Sunday, April 8, 2012

Teaching Artist Workshop

I observed a teaching artist workshop at the Art Institute of Chicago that allowed "tweenagers" 9-12 year olds to learn from a practicing artist that is prominent in Chicago. This was such an interesting concept to me as I have been involved with workshops taught by educators who are also artists, but educators formost, but this was my first time observing a practicing artist teach. It was a truly interesting experience, and allowed me to see democracy in a museum education setting. Workshops like this are always free with museum admission or membership, which allows the workshop to become accessible to many individuals as museum admission is free for youth under 12. The workshop consisted of a gallery lesson that included drawing and a studio activity. Leslie, the teaching artist led the students in a tour of the drawing rooms to discuss different types of line in works of art followed by a drawing activity of two head sculptures in the chinese art section. What was striking to me is there was no reference to culture between the tour. Culture was not mentioned, but no object was considered more or less important than the other, they were just equal art objects used for the education of the participants.
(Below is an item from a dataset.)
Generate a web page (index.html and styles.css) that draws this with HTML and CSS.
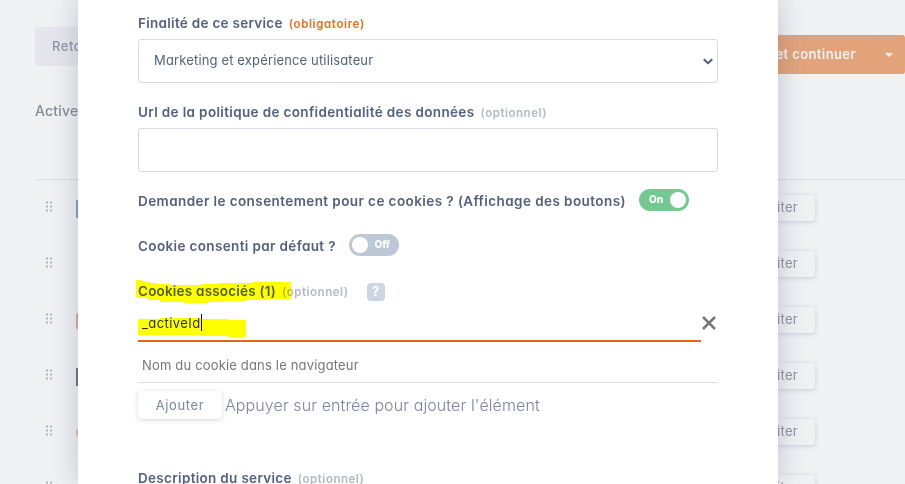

After the drawing lesson in the gallery we made our way back to the museum education studios where the tweens were asked to experiment with drawing different ideas. Leslie used a very demecratic approach to teaching where she allowed the students to learn from their own experiments and to decide what they would do on their own. They were allowed to use whatever materials and papers they wanted and create whatever kinds of lines. She stated "you can ask me if you can do something, but most of the time the answer will be yes." The students learned from their own experimentations as she facilitated the workshop. It was an interesting approach to teaching in a museum that really worked with a democratic system. power and decision came from all parties like we talked about with Foucault, and it produced interesting and powerful results as all of the students left fulfilled and learned a lot about experimenting and choosing their own materials in that experimentation. It redefined the way typical education is handled.